The Canadian dollar looks set to break its six-day losing streak this week as investors react to the Fed’s interest rate decision on Wednesday, July 30th. The Fed was widely tipped to cut interest rates by 25 basis points in an effort to stimulate the U.S. economy in the face of strong headwinds affecting the global economy.
Canada Holds Steady
The move is in stark contrast to the Bank of Canada which diverged from other major central banks earlier in July when it chose to keep the interest rate on hold.
The head of the BOC, Stephen S. Poloz, stated that the bank had no immediate intention of easing monetary policy and left rates unchanged at 1.75 per cent. As a result, the rate cut by the Federal Reserve will cause the U.S. Dollar to weaken against the Canadian Dollar.
Strengthening Oil Prices Add To The Mix
Any move could be further amplified by rising oil prices which continue to strengthen on the back of increased tensions in the Middle East. The seizing of a British registered oil tanker by Iran threatens oil supplies in the region which could put pressure on oil prices over the coming weeks.
With oil being one of Canada’s leading exports, the Canadian dollar is heavily influenced by the short-term spot price of oil.

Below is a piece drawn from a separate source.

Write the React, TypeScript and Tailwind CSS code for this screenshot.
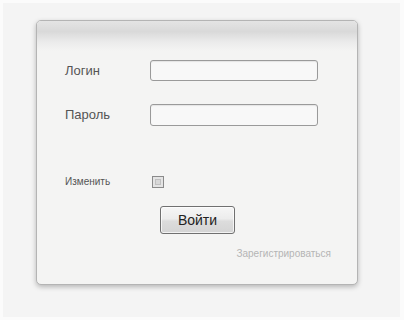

WTI Crude oil held support at $55.71 last week before climbing to resistance at $57.15. Should that resistance level break this could be a perfect storm for traders looking to profit from short-term moves.
On Tuesday, July 30th the USD/CAD was holding resistance at 1.31757. The Fed rate cut could mean the U.S. dollar could fall back to the 1.31276 level. If the oil price breaks resistance it could cause USD/CAD to fall even further to the 1.30281 level, last seen on 19th July.
As always investors should keep a close eye on the news and watch for breakouts above key support and resistance levels. While no trade is guaranteed, monitoring support and resistance levels around key events such as the Fed monitory policy meeting can lead to profitable trades for astute investors.